Atlantis is a decentralised money market protocol built on the Binance Smart Chain blockchain. It provides an automated environment where parameters are controlled by governance proposal and the yield curves, with no centralised control from the team. It is newly launched in October 2021, founded by MikeM (creator of Venus Finance).
3 Key Highlights
- Users can supply collateral to earn as supplier or borrow other digital assets in the protocol
- Simple and clean concept, focusing on a few products
- Anyone with a wallet can be a liquidator and earn incentives to help stabilise the protocol
Why is ecosystem valuable?
- Removes obstacles experienced in other lending platforms and blockchain (Congestion, high transaction fee). E.g. Binance transaction fee is only a fraction of Ethereum, while being 4.3x faster.
- Simple and clean concept with integrated multi-chain support. Providing a seamless and clean experience to users while utilising different chains. Potentially attracting more people to BSC ecosystem and community.
- Atlantis has a built-in support for ethereum based side-chains, which can be integrated into other blockchains. One side chain Atlantis will be integrating onto will be Polygon, independent from the Atlantis main-chain and have its own governance token (ATLX), having the same supply and usage as ATL.
- Allowing users to perform as liquidators also helps further stabilise the economy, as users could potentially create bots to earn from being a liquidator.
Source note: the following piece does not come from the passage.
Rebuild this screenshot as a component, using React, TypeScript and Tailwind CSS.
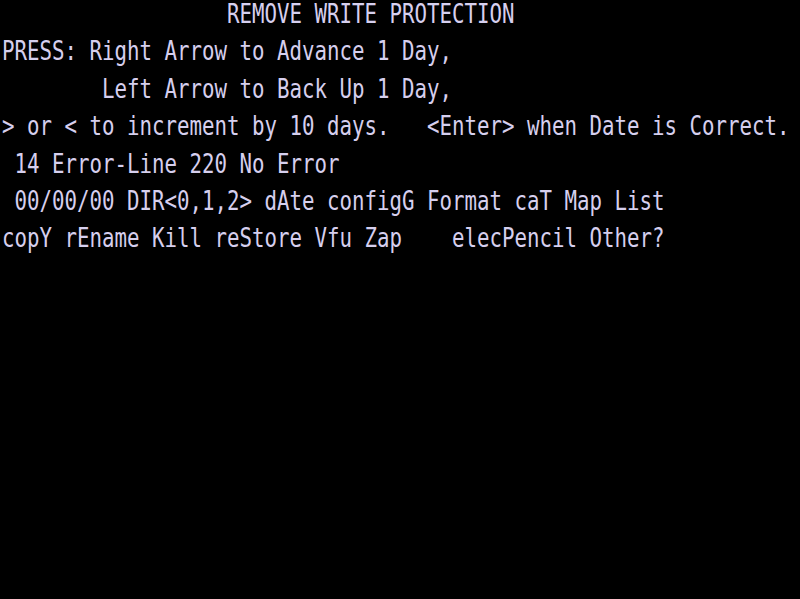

Bots can be used to consistently track potential accounts close to liquidation and automatically liquidate accounts when there is an insufficient collateral ratio.
Objective 1: Atlantis aims to deliver a “simple and professional DeFi experience across all popular blockchains”
Objective 2: Resolve the pain points commonly encountered in some blockchains, such as Ethereum, in terms of its congestion and high transaction fee
Systematic Risks & Constraints
- Binance Smart Chain is heavily centralised opposed to other blockchains, causing it to be vulnerable to manipulation and hacks (BSC has 21 active validators)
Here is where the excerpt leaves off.